There are three observations that I have made about head colds. For those who want to get right to the point and move on there is a list below. For those who want to know the basis of my thoughts, read on past the list.
When I was in my late teens I got quite a few colds for a while, and with most of them came a sore throat. I hate sore throats. At some point I started thinking about what I could do to make them less uncomfortable. It occured to me that my throat might be getting sore because of sinus drainage running down my throat. There wasn't much I could do about that if I was walking around doing things, but at night I could try to keep the back of my throat higher than the end of my nose and let the the germ filled fluid run out my nose rather than down my throat. I angled my head off the end of my pillow, put a couple handkerchiefs under my nose to catch the drips, and let gravity do the rest.
People normally move around a lot at night, and I wasn't even sure at first if I wouldn't wind up on my back shortly after falling asleep. As it turned out I didn't move my head much at all. I tended to sleep more lightly, often becoming at least partially awake when I felt the need to move, and I moved but kept my nose pointed down.
That did the trick for the first night or two of a cold. I might have some discomfort in my throat for a day, but sleeping with my nose down almost always diminished it and then eliminated the sore throat by the second day. Even though I tended to not sleep as soundly, I felt much better on average. The best thing, and quite unexpected, was that after the first couple of nights I could sleep on my back, or any way at all, and my throat would not get sore again though I was still sick. My guess is that it had developed resistence to the germs, but that's just a guess.
A few years ago I heard a doctor talking about colds and sore throats on the radio. He said that a nose will run in the presence of certain irritants and that germs have evolved to use this to their advantage to spread themselves down your throat. It seems more likely to me that back before there were humans, our ancestors may have evolved so as to wash the germs out of their noses as a first defense against them. That's what would happen if we were walking around on all fours. Then we evolved to stand on our rear legs and sleep on our backs at times, and what had been a helpful trait became somewhat less than helpful, but remained none the less.
I still get colds, and occasionally I get sore throats, but they are never so sore that I dread swallowing, and that's what I most wanted to avoid. I sleep with my nose down when I begin to feel sick and I believe that I have suffered much less over the years because of it.
Bedrooms are often built so that it is most convenient to place the head of the bed under, or nearly under, a window. That's how we placed my first daughter's bed. In the winter she got a lot of colds. After some thought we moved the bed and she got colds much less frequently.

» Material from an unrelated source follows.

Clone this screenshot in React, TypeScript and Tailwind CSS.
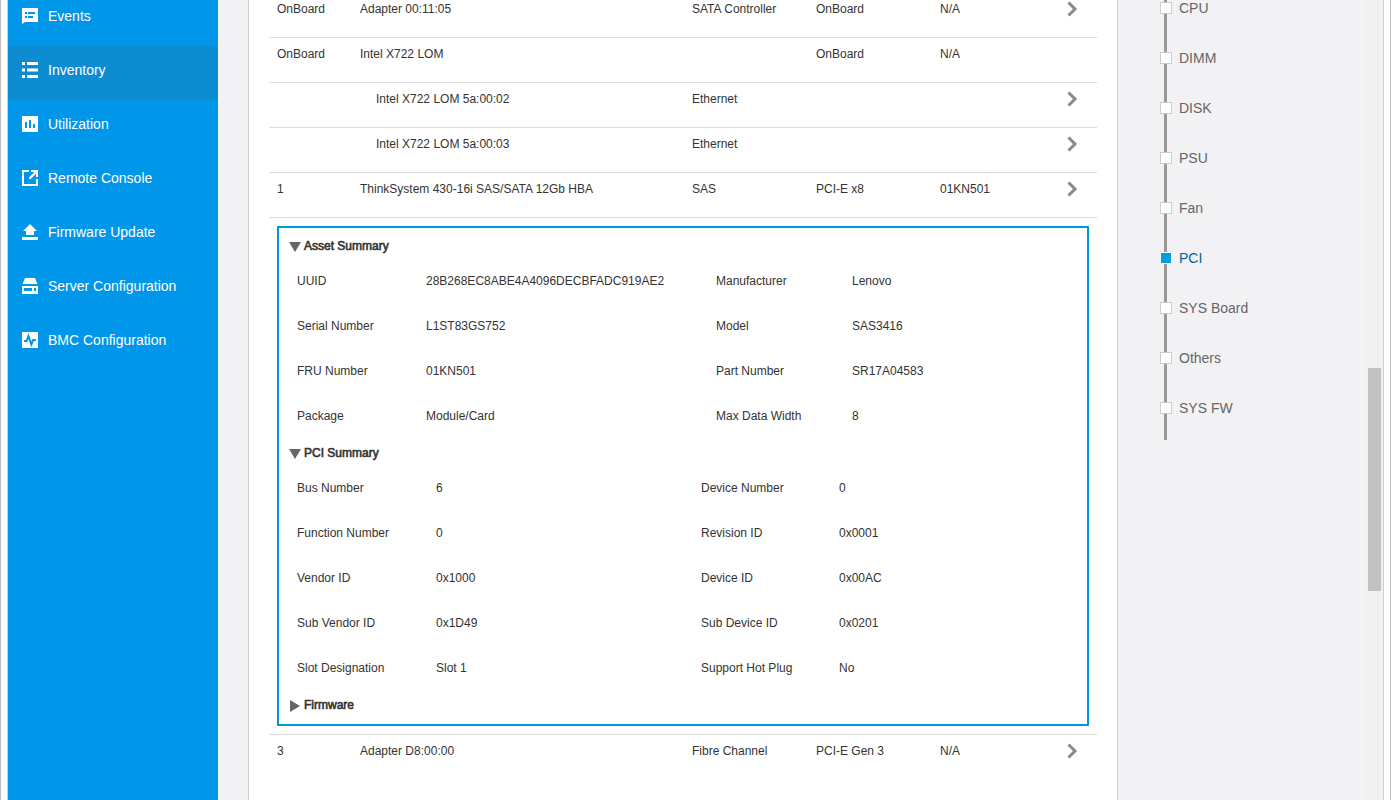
import React from "react";

const navItems = [
  {
    label: "Events",
    d: "M0 0H16V14H3L0 16ZM3 4V6H5V4ZM6 4V6H13V4ZM3 8V10H5V8ZM6 8V10H11V8Z",
  },
  {
    label: "Inventory",
    active: true,
    d: "M0 0H3V3H0ZM5 0H16V3H5ZM0 6.5H3V9.5H0ZM5 6.5H16V9.5H5ZM0 13H3V16H0ZM5 13H16V16H5Z",
  },
  { label: "Utilization", d: "M0 0H16V16H0ZM3 6V12H5V6ZM7 4V12H9V4ZM11 8V12H13V8Z" },
  {
    label: "Remote Console",
    d: "M0 0H7V2H2V14H14V9H16V16H0ZM9 0H16V7H14V3.8L8.2 9.6L6.6 8L12.4 2H9Z",
  },
  { label: "Firmware Update", d: "M8 0L15 7H12V11H4V7H1ZM0 13H16V16H0Z" },
  {
    label: "Server Configuration",
    d: "M3 0H13L15.5 6H0.5ZM0 8H16V16H0ZM2 10V13H10V10ZM12 10V13H14V10Z",
  },
  {
    label: "BMC Configuration",
    d: "M0 0H16V16H0Z",
    line: "M2 9H4.6L6.4 4L9.4 12.4L11.2 8H14",
  },
];

type Row = {
  slot: string;
  name: string;
  type: string;
  iface: string;
  fru: string;
  more: boolean;
  child?: boolean;
};

const rows: Row[] = [
  { slot: "OnBoard", name: "Adapter 00:11:05", type: "SATA Controller", iface: "OnBoard", fru: "N/A", more: true },
  { slot: "OnBoard", name: "Intel X722 LOM", type: "", iface: "OnBoard", fru: "N/A", more: false },
  { slot: "", name: "Intel X722 LOM 5a:00:02", type: "Ethernet", iface: "", fru: "", more: true, child: true },
  { slot: "", name: "Intel X722 LOM 5a:00:03", type: "Ethernet", iface: "", fru: "", more: true, child: true },
  { slot: "1", name: "ThinkSystem 430-16i SAS/SATA 12Gb HBA", type: "SAS", iface: "PCI-E x8", fru: "01KN501", more: true },
];

const lastRow: Row = {
  slot: "3",
  name: "Adapter D8:00:00",
  type: "Fibre Channel",
  iface: "PCI-E Gen 3",
  fru: "N/A",
  more: true,
};

const asset = [
  ["UUID", "28B268EC8ABE4A4096DECBFADC919AE2", "Manufacturer", "Lenovo"],
  ["Serial Number", "L1ST83GS752", "Model", "SAS3416"],
  ["FRU Number", "01KN501", "Part Number", "SR17A04583"],
  ["Package", "Module/Card", "Max Data Width", "8"],
];

const pci = [
  ["Bus Number", "6", "Device Number", "0"],
  ["Function Number", "0", "Revision ID", "0x0001"],
  ["Vendor ID", "0x1000", "Device ID", "0x00AC"],
  ["Sub Vendor ID", "0x1D49", "Sub Device ID", "0x0201"],
  ["Slot Designation", "Slot 1", "Support Hot Plug", "No"],
];

const sections = ["CPU", "DIMM", "DISK", "PSU", "Fan", "PCI", "SYS Board", "Others", "SYS FW"];

const cell = "border-t border-[#dcdcdc] px-2 pt-[7px] align-top";

function DeviceRow({ row }: { row: Row }) {
  return (
    <tr className="h-[45px]">
      <td className={cell}>{row.slot}</td>
      <td className={cell}>{row.child ? <span className="block pl-4">{row.name}</span> : row.name}</td>
      <td className={cell}>{row.type}</td>
      <td className={cell}>{row.iface}</td>
      <td className={cell}>{row.fru}</td>
      <td className={cell}>
        {row.more && (
          <button type="button" aria-label={`Details of ${row.name}`} className="block">
            <svg viewBox="0 0 16 18" className="block h-[18px] w-4" fill="none" stroke="#8a8a8a" strokeWidth="3">
              <path d="M4.5 2.5L11 9L4.5 15.5" />
            </svg>
          </button>
        )}
      </td>
    </tr>
  );
}

function SectionHeading({ label, open }: { label: string; open: boolean }) {
  return (
    <button
      type="button"
      aria-expanded={open}
      className="flex h-[14px] items-center gap-[3px] leading-[14px] [-webkit-text-stroke:0.6px_#333]"
    >
      <svg viewBox="0 0 12 12" className="mt-px h-3 w-3" fill="#666">
        <path d={open ? "M0 1H12L6 11Z" : "M1 0V12L11 6Z"} />
      </svg>
      {label}
    </button>
  );
}

function DetailTable({ data, label, widths }: { data: string[][]; label: string; widths: string[] }) {
  return (
    <table aria-label={label} className="mt-[13px] w-full table-fixed border-separate border-spacing-0 text-left">
      <colgroup>
        {widths.map((w, i) => (
          <col key={i} className={w} />
        ))}
      </colgroup>
      <tbody>
        {data.map((r) => (
          <tr key={r[0]} className="h-[45px]">
            <th scope="row" className="px-2 pt-[6px] align-top font-normal">{r[0]}</th>
            <td className="px-2 pt-[6px] align-top">{r[1]}</td>
            <th scope="row" className="px-2 pt-[6px] align-top font-normal">{r[2]}</th>
            <td className="px-2 pt-[6px] align-top">{r[3]}</td>
          </tr>
        ))}
      </tbody>
    </table>
  );
}

export default function App() {
  return (
    <div className="flex h-screen overflow-hidden border-x border-[#bdbdbd] bg-white px-[6px] font-['Liberation_Sans',Arial,sans-serif] text-xs leading-[18px] text-[#333]">
      <div className="flex min-w-0 flex-1 overflow-hidden border-x border-[#d0d0d0] bg-[#f2f2f5]">
        <nav aria-label="Main" className="w-[210px] shrink-0 bg-[#0096e9]">
          <ul className="-mt-2">
            {navItems.map((item) => (
              <li key={item.label}>
                <a
                  href="#"
                  className={`flex h-[54px] gap-[10px] px-[14px] pt-4 text-sm leading-4 text-white ${item.active ? "bg-[#0d8cd2]" : ""}`}
                >
                  <svg viewBox="0 0 16 16" className="h-4 w-4 shrink-0" fill="#fff" fillRule="evenodd">
                    <path d={item.d} />
                    {item.line && <path d={item.line} fill="none" stroke="#0096e9" strokeWidth="2" />}
                  </svg>
                  {item.label}
                </a>
              </li>
            ))}
          </ul>
        </nav>

        <main className="ml-[30px] min-w-0 flex-1 border-x border-[#d0d0d0] bg-white px-5">
          <table aria-label="PCI devices" className="-mt-2 w-full table-fixed border-separate border-spacing-0">
            <colgroup>
              <col className="w-[83px]" />
              <col className="w-auto" />
              <col className="w-[124px]" />
              <col className="w-[124px]" />
              <col className="w-[124px]" />
              <col className="w-[41px]" />
            </colgroup>
            <tbody>
              {rows.map((row) => (
                <DeviceRow key={row.name} row={row} />
              ))}
              <tr>
                <td colSpan={6} className="border-t border-[#dcdcdc] p-2">
                  <div className="border-2 border-[#0096e0] px-[10px] pt-[11px] pb-3">
                    <SectionHeading label="Asset Summary" open />
                    <DetailTable data={asset} label="Asset Summary" widths={["w-[129px]", "w-[290px]", "w-[136px]", "w-auto"]} />
                    <SectionHeading label="PCI Summary" open />
                    <DetailTable data={pci} label="PCI Summary" widths={["w-[139px]", "w-[265px]", "w-[138px]", "w-auto"]} />
                    <SectionHeading label="Firmware" open={false} />
                  </div>
                </td>
              </tr>
              <DeviceRow row={lastRow} />
            </tbody>
          </table>
        </main>

        <aside className="w-[248px] shrink-0 pl-[42px]">
          <ul className="relative -mt-[17px] pb-[7px] before:absolute before:inset-y-0 before:left-1 before:w-[3px] before:bg-[#999]">
            {sections.map((s) => (
              <li key={s} className="relative">
                <a
                  href="#"
                  className={`flex h-[50px] items-center gap-[7px] text-sm ${s === "PCI" ? "text-[#00629f]" : "text-[#666]"}`}
                >
                  <span className={`h-3 w-3 border ${s === "PCI" ? "border-white bg-[#009fdc]" : "border-[#ccc] bg-white"}`} />
                  {s}
                </a>
              </li>
            ))}
          </ul>
        </aside>

        <div aria-hidden="true" className="w-[17px] shrink-0 bg-[#f0f0f0] px-[2px] pt-[46vh]">
          <div className="h-[223px] bg-[#c1c1c1]" />
        </div>
      </div>
    </div>
  );
}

Before my second wife and I were married she got lots of colds in the winter. Sometimes she would no more get over one than she would get another. Her daughter's complained that she was always getting sick. I suggested that she move her bed out from under the bedroom window to an inside wall, and suddenly the number of colds she got in the winter went way down and has stayed that way.
What is the connection? In the winter it is cold outside most nights, even here in Texas. Even with our thermo-pane windows the glass gets cold, and that makes the air just inside the window cold. Cold air is heavier than the rest of the air in the room and gravity causes it to flow down from the window onto the bed and your head, if they happen to be below the window.
People used to believe that cold makes you sick. Of course bacteria and viruses are what make you sick and there is no more of them in cold air than in warm air. So what's the connection?
I'm no doctor, so you may want to ignore my following statements, but I believe cold temperatures lower your resistence to the germs that are already there, everywhere. They are present in small numbers that your body can normally handle, but having a cold head can give you a disadvantage in fighting them. From my observations of myself, I think my resistence is also lower when I'm asleep. Most colds I get are not there when I go to sleep, but I wake up with them. So if my resistence is already low at night, I sure don't want to make it even lower by letting cold air flow over my head, into my nose, sinuses, and throat on winter nights.
That's why I don't go to bed with my hair wet in the winter, when I've had too little sleep, or when there's any other reason to think my resistence to illness is low. The evaporation makes my head colder than it would be otherwise, at least until my hair dries. That's OK during the day, but at night when my resistance is already lowered it's not. t That's my best guess at what's going on anyway.
I believe I have a reasonably logical mind and fairly good powers of observation and I wanted to share with others the benefits I believe I have gained from these obsevations. In other words, I'm trying to do you a favor. I don't like colds and I don't like filling myself with drugs that mostly do nothing for me or prolong my suffering. If you feel the same way maybe these observations will help you.